Tuesday, June 7, 2016

Koorong has "The Good News" for Sale

Koorong has begun selling "The Really Good News About God" (in Paperback and eBook versions) from its website and a few of their shop-fronts have at least one paperback copy on their shelves.

The Really Good News About God uses everyday language to address some of the deep questions most of us wrestle with at some point in our lives.
Who am I?
Why am I?
What is life?
What is death?
Is there a God?  If so, what is God like?
Does life on this planet have any purpose?

The Really Good News About God is an easy, refreshing read, written in an informal, conversational style, not weighed down by theological or religious language.
It's a good place to start exploring these important questions, as the author offers positive, uplifting answers from the Bible that challenge the good news/bad news dualism often promoted by mainstream Christianity.

I am currently talking to Dymocks about selling the book, and a theological training college in the US about including it in their student reading list.
So God's wonderful plan of eventual salvation for all mankind is starting to get around.

Thank you for your support and encouragement.

Blessings, Barry

Sunday, March 27, 2016

God's Unconditional Love

One of my dear Christian friends does not agree with my hypothesis (as he calls it) of universal reconciliation.  His main reason?  He disagrees with my basic concept of God's unconditional love for his creation. Nowhere, he says, does the Bible say that God's love is unconditional.
He feels that God's love has conditions attached to it - conditions like our attitude to God, our willingness to repent of our sins, etc.

I guess he is correct in the sense that the Bible does not have the phrase 'unconditional love' in its text. But neither does it have the word 'sovereignty' or 'universal' or 'evangelical' or several other English words that we use to express a Biblical concept or theological idea. It is the concept or idea that is important and that needs to be based on Scripture, not whether an English word that English-speaking people use to describe that concept is in the Bible.

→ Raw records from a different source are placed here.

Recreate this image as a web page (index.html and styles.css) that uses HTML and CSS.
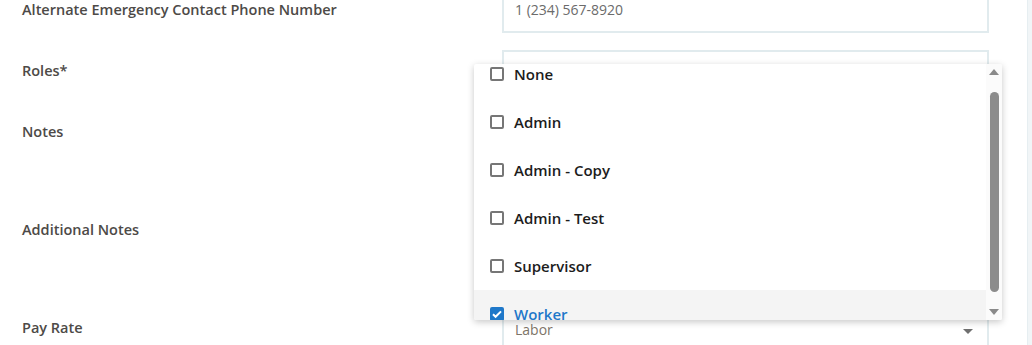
FILE: index.html
```html
<!DOCTYPE html>
<html lang="en">
<head>
  <meta charset="UTF-8" />
  <meta name="viewport" content="width=device-width, initial-scale=1.0" />
  <title>Edit Employee</title>
  <link rel="stylesheet" href="styles.css">
</head>
<body>
  <div class="page">
    <form class="form">
      <div class="row row-phone">
        <label class="label">Alternate Emergency Contact Phone Number</label>
        <div class="field">
          <div class="input">1 (234) 567-8920</div>
        </div>
      </div>

      <div class="row row-roles">
        <label class="label">Roles*</label>
        <div class="field">
          <div class="input"></div>

          <div class="dropdown">
            <ul class="options">
              <li class="option"><span class="box"></span>None</li>
              <li class="option"><span class="box"></span>Admin</li>
              <li class="option"><span class="box"></span>Admin - Copy</li>
              <li class="option"><span class="box"></span>Admin - Test</li>
              <li class="option"><span class="box"></span>Supervisor</li>
              <li class="option checked">
                <span class="box">
                  <svg viewBox="0 0 14 14" width="14" height="14"><path d="M3 7.2l2.6 2.6L11 4.4" fill="none" stroke="#fff" stroke-width="2"/></svg>
                </span>Worker
              </li>
            </ul>
            <div class="scrollbar">
              <span class="arrow up"></span>
              <span class="thumb"></span>
              <span class="arrow down"></span>
            </div>
          </div>
        </div>
      </div>

      <div class="row row-notes">
        <label class="label">Notes</label>
        <div class="field">
          <div class="input"></div>
        </div>
      </div>

      <div class="row row-notes">
        <label class="label">Additional Notes</label>
        <div class="field">
          <div class="input"></div>
        </div>
      </div>

      <div class="row row-pay">
        <label class="label">Pay Rate</label>
        <div class="field">
          <div class="input select">Labor<span class="caret"></span></div>
        </div>
      </div>
    </form>
    <aside class="edge"></aside>
  </div>
</body>
</html>
```

FILE: styles.css
```css
html, body { margin: 0; height: 100%; overflow: hidden; }
body { font-family: "Open Sans", Lato, sans-serif; background: #fff; color: #4a4a4a; }

.page { display: flex; height: 100%; }
.form { flex: 1; padding: 0 38px 0 22px; margin-top: -10px; display: flex; flex-direction: column; gap: 17px; }
.edge { width: 5px; background: #f1f5f7; border-left: 1px solid #e6eef1; }

.row { display: grid; grid-template-columns: 480px 487px; }
.label { font-size: 14.5px; font-weight: 600; line-height: 20px; padding-top: 11px; color: #4d4a47; }
.row-phone .label { padding-top: 10px; }
.field { position: relative; }

.input {
  box-sizing: border-box; height: 43px; border: 2px solid #e1ebee;
  padding: 8px 11px 0; font-size: 14px; color: #6b6b6b;
}
.row-roles .input { height: 44px; }
.row-notes .input { height: 81px; }
.row-pay .input { height: 60px; padding-top: 11px; color: #7d7468; position: relative; }
.caret {
  position: absolute; right: 14px; top: 20px;
  border-left: 5px solid transparent; border-right: 5px solid transparent; border-top: 5px solid #6f6f6f;
}

.dropdown {
  position: absolute; left: -28px; top: 14px; width: 528px; height: 256px;
  display: flex; background: #fff; box-shadow: 0 2px 7px rgba(0, 0, 0, 0.22);
  border-radius: 2px; z-index: 2; overflow: hidden;
}
.options { flex: 1; list-style: none; margin: -14px 0 0; padding: 0; }
.option {
  height: 48px; display: flex; align-items: center; gap: 10px; padding-left: 16px;
  font-size: 15px; font-weight: 600; color: #1c1c1c;
}
.option.checked { background: #f4f4f4; color: #1f78c9; padding-top: 14px; box-sizing: border-box; align-items: flex-start; }
.box {
  box-sizing: border-box; width: 14px; height: 14px; border: 2px solid #767676; border-radius: 2px;
  display: flex; align-items: center; justify-content: center; flex: none;
}
.checked .box { background: #1f78c9; border-color: #1f78c9; margin-top: 3px; }
.checked .box svg { flex: none; }

.scrollbar { width: 16px; background: #fbfbfb; display: flex; flex-direction: column; align-items: center; padding: 4px 0; }
.arrow { width: 0; height: 0; border-left: 5px solid transparent; border-right: 5px solid transparent; }
.arrow.up { border-bottom: 6px solid #8a8a8a; margin-top: 1px; }
.arrow.down { border-top: 6px solid #8a8a8a; margin-bottom: 1px; }
.thumb { width: 9px; flex: 1; margin: 17px 0 17px; background: #8c8c8c; border-radius: 5px; }
```
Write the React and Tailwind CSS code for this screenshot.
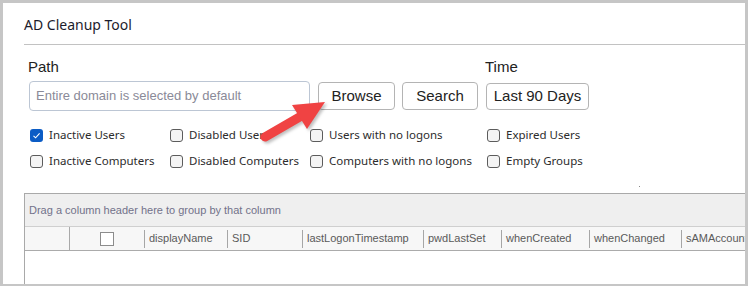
import React from "react";

const CB = ({ checked, label }) => (
  <label className="flex items-center gap-[6px] h-[26px]">
    {checked ? (
      <span className="w-[13px] h-[13px] rounded-[3px] bg-[#0b5cc5] flex items-center justify-center">
        <svg width="9" height="9" viewBox="0 0 9 9">
          <path d="M1.5 4.8 L3.6 6.8 L7.6 2.4" fill="none" stroke="#fff" strokeWidth="1.1" />
        </svg>
      </span>
    ) : (
      <span className="w-[13px] h-[13px] rounded-[3px] border border-[#5c5c5c] bg-[#f4f4f4]" />
    )}
    <span className="text-[11.5px] text-[#2c2c2c] leading-none">{label}</span>
  </label>
);

const cols = [
  { w: 45, t: "", full: true },
  { w: 75, t: "cb" },
  { w: 83, t: "displayName" },
  { w: 75, t: "SID" },
  { w: 121, t: "lastLogonTimestamp" },
  { w: 78, t: "pwdLastSet" },
  { w: 88, t: "whenCreated" },
  { w: 92, t: "whenChanged" },
  { w: 80, t: "sAMAccountName" },
];

export default function App() {
  return (
    <div className="relative w-[748px] h-[286px] overflow-hidden bg-white border-t-[3px] border-l-[3px] border-r-[3px] border-b-[2px] border-[#c6c6c6] font-['Noto_Sans',sans-serif]">
      <div className="pl-[21px] flex flex-col h-full">
        <div className="h-[42px] flex items-center border-b border-[#c2c2c2]">
          <span className="text-[14px] text-[#1c1c2c] pt-[2px]">AD Cleanup Tool</span>
        </div>

        <div className="ml-[4px] mt-[13px] flex items-start font-['Liberation_Sans',sans-serif]">
          <div className="flex flex-col">
            <span className="text-[15px] leading-[18px] h-[18px] text-[#222] mb-[5px]">Path</span>
            <div className="ml-[1px] w-[281px] h-[30px] border border-[#bcc6d4] rounded-[4px] flex items-center pl-[6px] text-[13px] text-[#8a8a98]">
              Entire domain is selected by default
            </div>
          </div>
          <button className="mt-[24px] ml-[8px] w-[77px] h-[28px] border border-[#b4b4b4] rounded-[4px] text-[15px] text-[#222] bg-white">Browse</button>
          <button className="mt-[24px] ml-[7px] w-[76px] h-[28px] border border-[#b4b4b4] rounded-[4px] text-[15px] text-[#222] bg-white">Search</button>
          <div className="ml-[7px] flex flex-col">
            <span className="text-[15px] leading-[18px] h-[18px] text-[#222] mb-[7px]">Time</span>
            <button className="ml-[1px] w-[103px] h-[27px] border border-[#b4b4b4] rounded-[4px] text-[15px] text-[#222] bg-white">Last 90 Days</button>
          </div>
        </div>

        <div className="ml-[6px] mt-[11px] grid grid-cols-[140px_140px_177px_140px]">
          <CB checked label="Inactive Users" />
          <CB label="Disabled Users" />
          <CB label="Users with no logons" />
          <CB label="Expired Users" />
          <CB label="Inactive Computers" />
          <CB label="Disabled Computers" />
          <CB label="Computers with no logons" />
          <CB label="Empty Groups" />
        </div>

        <div className="mt-[19px] flex-1 border-t border-l border-[#a9a9a9] flex flex-col font-['Liberation_Sans',sans-serif]">
          <div className="h-[33px] bg-[#efefef] border-b border-[#cfcfcf] flex items-center pl-[4px] text-[11px] text-[#72728a]">
            Drag a column header here to group by that column
          </div>
          <div className="h-[24px] bg-[#f7f7f7] border-b border-[#ababab] flex text-[11px] text-[#5a5a5a] overflow-hidden">
            {cols.map((c, i) => (
              <div key={i} className="flex items-center shrink-0 h-full overflow-hidden" style={{ width: c.w }}>
                {c.t === "cb" ? (
                  <div className="flex-1 flex justify-center">
                    <span className="w-[14px] h-[14px] border border-[#8c8c8c] bg-white" />
                  </div>
                ) : (
                  <span className="pl-[4px] whitespace-nowrap">{c.t}</span>
                )}
                {i < cols.length - 1 && (
                  <span className={c.full ? "ml-auto shrink-0 w-px h-full bg-[#a9a9a9]" : "ml-auto shrink-0 w-px h-[18px] bg-[#a6a6a6]"} />
                )}
              </div>
            ))}
          </div>
          <div className="flex-1 bg-white" />
        </div>
      </div>

      <span className="absolute left-[636px] top-[183px] w-px h-px bg-[#888]" />

      <svg className="absolute left-0 top-0 pointer-events-none" width="748" height="286" style={{ filter: "drop-shadow(2px 2px 1.5px rgba(0,0,0,0.25))" }}>
        <line x1="262" y1="134" x2="300" y2="112" stroke="#f04343" strokeWidth="9" strokeLinecap="round" />
        <polygon points="289,102 322,99 304,126" fill="#f04343" />
      </svg>
    </div>
  );
}
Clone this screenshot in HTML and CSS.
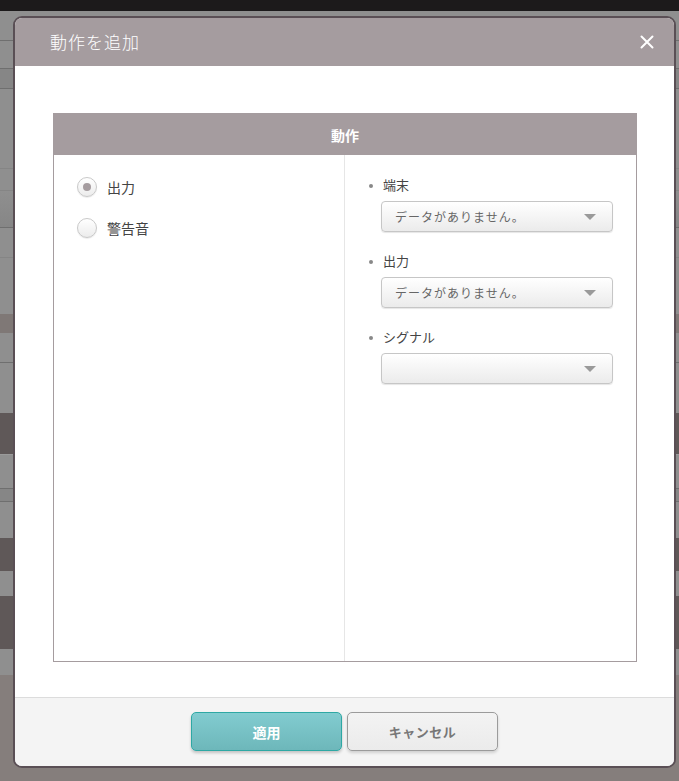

My evidence for God's 'unconditional' love?  Just a few brief references.

But God demonstrates his own love for us in this: While we were still sinners, Christ died for us. [Rom 5 : 8]
For Christ's love compels us, because we are convinced that one died for all, ... [2 Cor 5 : 14]
When we were still powerless, Christ died for the ungodly. [Rom 5 : 6]
Jesus said, "Father, forgive them, for they do not know what they are doing." [Luke 23 : 34]
Consequently, just as one trespass resulted in condemnation for all people, so also one righteous act resulted in justification for all people. [Rom 5 : 18]
But I tell you, love your enemies and pray for those who persecute you, that you may be children of your Father in heaven. He causes his sun to rise on the evil and the good, and sends rain on the righteous and the unrighteous.
[Matt 5 : 44, 45]

I use the term 'unconditional' to mean constant, dependable, (which are probably unbiblical words also) just like the sun is constant and doesn't depend on conditions outside of itself to determine whether it radiates heat and light or not. Sometimes we see or feel the sun differently because of overcast conditions or we are indoors, but the sun is still the same, doing the same thing all the time. Its performance (character) remains constant - it is in this sense that I would say it is unconditional, even though how we experience it is dependant on certain conditions.

In a similar way, how things experience the sun is dependant on their personal condition. For example, sun shining on clay and ice-cream produces very different effects.  The condition of the recipient determines the outcome, in the same way, as my friend points out, that people in different conditions experience blessing or discipline or hardship under exposure to the love of God.

In summary I believe God's love is unconditional (constant, perfect, reliable) even though it produces different effects due to the different conditions on which it falls.  For me, God's love is always perfect, operating for our good, whether in blessing or hardship, as it works all things towards God's predetermined glorious end.

What is your opinion of using 'unconditional' in this way?
Blessings, Barry

Wednesday, March 9, 2016

That Unpardonable Sin

I know we have discussed this before (about 5 years ago), but today I was prompted to post a fresh thought on this most interesting verse.
Here it is ...

Anyone who speaks a word against the Son of Man will be forgiven, but anyone who speaks against the Holy Spirit will not be forgiven, either in this age or in the age to come. [Matthew 12 : 32  NIV]
Firstly, let's make the obvious comment.
There is no unpardonable or unforgivable sin.  How can there be?  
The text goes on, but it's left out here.